ジオン×ジオニックの開発中のモビルスーツの映像をテム・レイは見る。テム・レイはもろもろの情報から、またおそらくミノフスキー博士自身の言葉から、自分たちの陣営のモビルスーツが劣っていることを自覚していた。それが、ガンタンクであり、ガンキャノン(この段階では前身)であった。(このあたりもoriginならではの設定だ。原作ではガンダムも含めて同時に開発された三体であったと思う)

外見からはその差がわからないのであるが、皮肉にも実戦でそれは証明されてしまう。

 

ミノフスキー博士は連邦×アナハイム陣営に亡命を決行する。

アニメでははっきりその原因が描かれていない。もしかすると漫画でもそうかもしれない。ジオンの軍国主義を厭うたとも言う。兵器を開発していて? 

その亡命は月で行われていた。

ミノフスキー博士を追うのは、ランバ・ラル、黒い三連星、そして「暁の蜂起」の責任を取って除隊していたシャア・アズナブルであった。搭乗機は旧ザクだと思われる。このころには、シャアの搭乗機はきっちり赤い。赤はおそらく「暁の蜂起」のときに見た朝日をイメージしているのだろう。

 

ミノフスキー博士を擁護する形で連邦×アナハイムのモビルスーツも出撃する。

ここで性能に差がつく。

ガンキャノンぽいモビルスーツは当然、肩に大砲を載せている。それを横一列に並んで長距離からぶっ放す形で戦う。つまりは戦車に近い運用をしている。旧ザクはそれよりも少ない機数でありながら、大砲を掻い潜りながら戦う。本当に人間の兵士のような戦い方をする。懐に潜り込まれた戦車は圧倒的に弱い。また大砲の火力に対抗できるだけの装甲を旧ザクは備えていた。あっというまに旧ザクはガンキャノンを駆逐する。その過程で倒壊するガンキャノンに押しつぶされてミノフスキー博士は死亡する。

 

押しつぶされるミノフスキー博士にテム・レイは思わず手を伸ばす。当然、博士に届くわけはない。この一瞬はテム・レイはミノフスキーを助けようとした。しかし、それが本音であったかというとそれはわからない。

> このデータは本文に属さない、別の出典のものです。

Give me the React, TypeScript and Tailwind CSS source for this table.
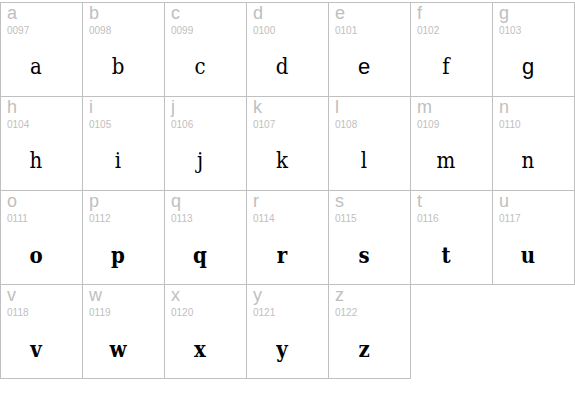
const glyphs = 'abcdefghijklmnopqrstuvwxyz'.split('');

// letters that render in a plain sans in the reference
const sansGlyphs = ['e', 'g'];
const boldFrom = 'o';

function GlyphCell({ ch }: { ch: string }) {
	const code = ch.charCodeAt(0).toString().padStart(4, '0');
	const isSans = sansGlyphs.includes(ch);
	const isBold = ch >= boldFrom;

	return (
		<div className="w-[82px] h-[94px] border-r border-b border-[#c0c0c0] flex flex-col">
			<div className="pl-[6px] pt-[1px] text-[#c0c0c0] font-['Liberation_Sans',Arial,sans-serif]">
				<div className="text-[18px] leading-[19px]">{ch}</div>
				<div className="text-[10px] leading-[12px] mt-[2px]">{code}</div>
			</div>
			<div
				className={
					'flex justify-center pr-[11px] mt-[17px] text-[22px] leading-[26px] text-black ' +
					(isSans
						? "font-['Liberation_Sans',Arial,sans-serif] "
						: "font-['DejaVu_Serif_Condensed','DejaVu_Serif',serif] ") +
					(isBold ? 'font-bold' : 'font-normal')
				}
			>
				{ch}
			</div>
		</div>
	);
}

export default function App() {
	return (
		<div className="w-[575px] h-[414px] bg-white pt-[2px]">
			<div className="grid grid-cols-[repeat(7,82px)] border-l border-t border-[#c0c0c0] w-[575px]">
				{glyphs.map((ch) => (
					<GlyphCell key={ch} ch={ch} />
				))}
			</div>
		</div>
	);
}
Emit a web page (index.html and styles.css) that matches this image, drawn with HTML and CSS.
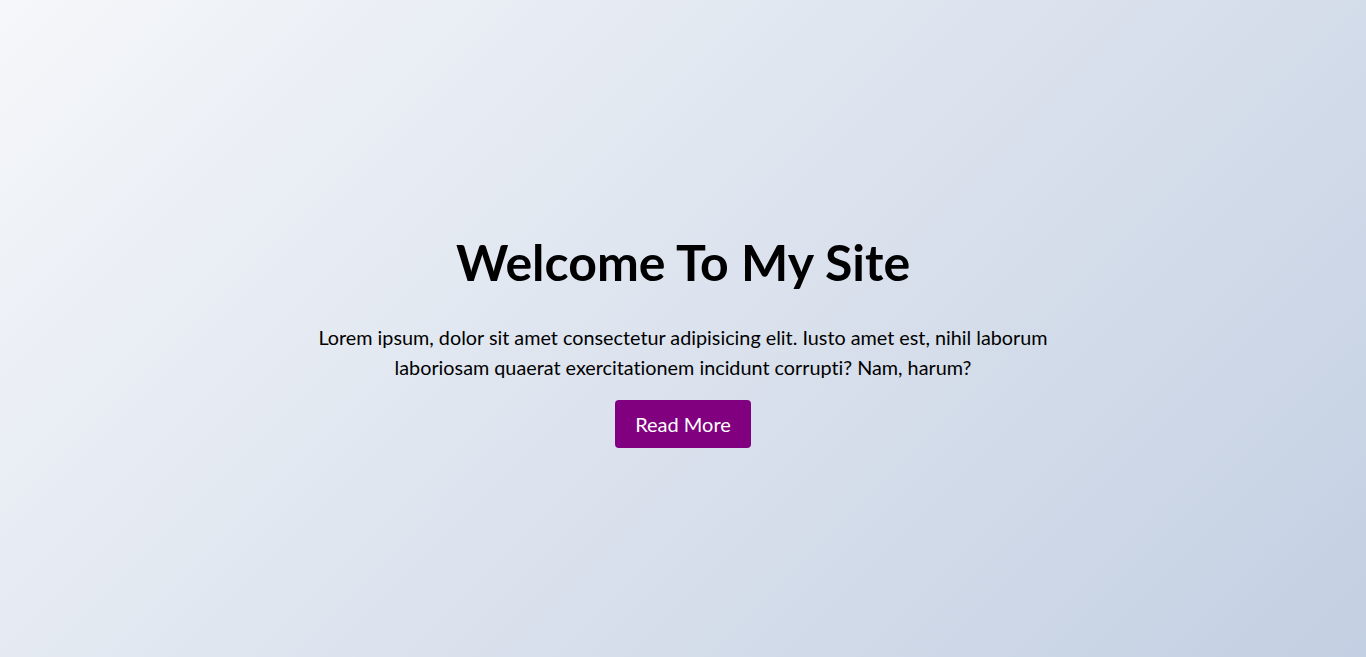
FILE: index.html
```html
<!DOCTYPE html>
<html lang="en">
<head>
<meta charset="UTF-8">
<title>Welcome</title>
<link rel="stylesheet" href="styles.css">
</head>
<body>
<main class="hero">
  <div class="hero-content">
    <h1 class="hero-title">Welcome To My Site</h1>
    <p class="hero-text">Lorem ipsum, dolor sit amet consectetur adipisicing elit. Iusto amet est, nihil laborum laboriosam quaerat exercitationem incidunt corrupti? Nam, harum?</p>
    <a href="#" class="hero-btn">Read More</a>
  </div>
</main>
</body>
</html>
```
FILE: styles.css
```css
* { box-sizing: border-box; }
html, body { margin: 0; padding: 0; }
body {
  font-family: Lato, "Open Sans", sans-serif;
  font-variant-ligatures: none;
  background: linear-gradient(135deg, #f5f7fa 0%, #c3cfe2 100%);
  min-height: 100vh;
  color: #000;
}
.hero {
  min-height: 100vh;
  display: flex;
  align-items: center;
  justify-content: center;
  padding-top: 22px;
}
.hero-content {
  width: 60%;
  text-align: center;
  display: flex;
  flex-direction: column;
  align-items: center;
}
.hero-title {
  font-size: 50px;
  font-weight: 700;
  margin: 0 0 30px;
  line-height: 1.2;
}
.hero-text {
  font-size: 19.8px;
  line-height: 30px;
  margin: 0 0 18px;
}
.hero-btn {
  display: inline-block;
  background: #800080;
  color: #fff;
  text-decoration: none;
  font-size: 20px;
  line-height: 24px;
  padding: 12px 20px;
  border-radius: 4px;
}
```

なぜならば、ミノフスキーが連邦×アナハイム陣営にやってくれば、開発責任者としての地位が脅かされることは必至だからだ。それをテム・レイは「それで連邦が勝てれば良しとしよう」という広い心があって是としたのか、それとも受け入れがたいと考えていたのか、それともそれともザク以上のモビルスーツを開発する自信があったのか。

その心情は描かれていない。

 

ちなみにだが、新技術開発の技術者はちょっとタガがはずれているところがある。第二次世界大戦後にV2ロケットを開発した技術者ドルンベルガーは、戦後アメリカでスペースシャトルの基礎になるロケット技術を開発した。このように意地悪な書き方をすれば、自分を高く買ってくれるところに移動して開発を続けるものだ。そこには倫理もなにもない。

 

テム・レイもそうで、お師匠さんがやってくることに違和感はないが、責任者の地位を明け渡して、自分の実績を明け渡す気なんて毛ほどもないだろう。つまり、ザクを超えるモビルスーツの開発に自信をもっていたのである。自分の生み出した子どもに自信を持っていた。だから、ミノフスキー博士がやってきても平気だった。

皮肉なことに、愛息アムロ・レイがそのモビルスーツに搭乗することになる。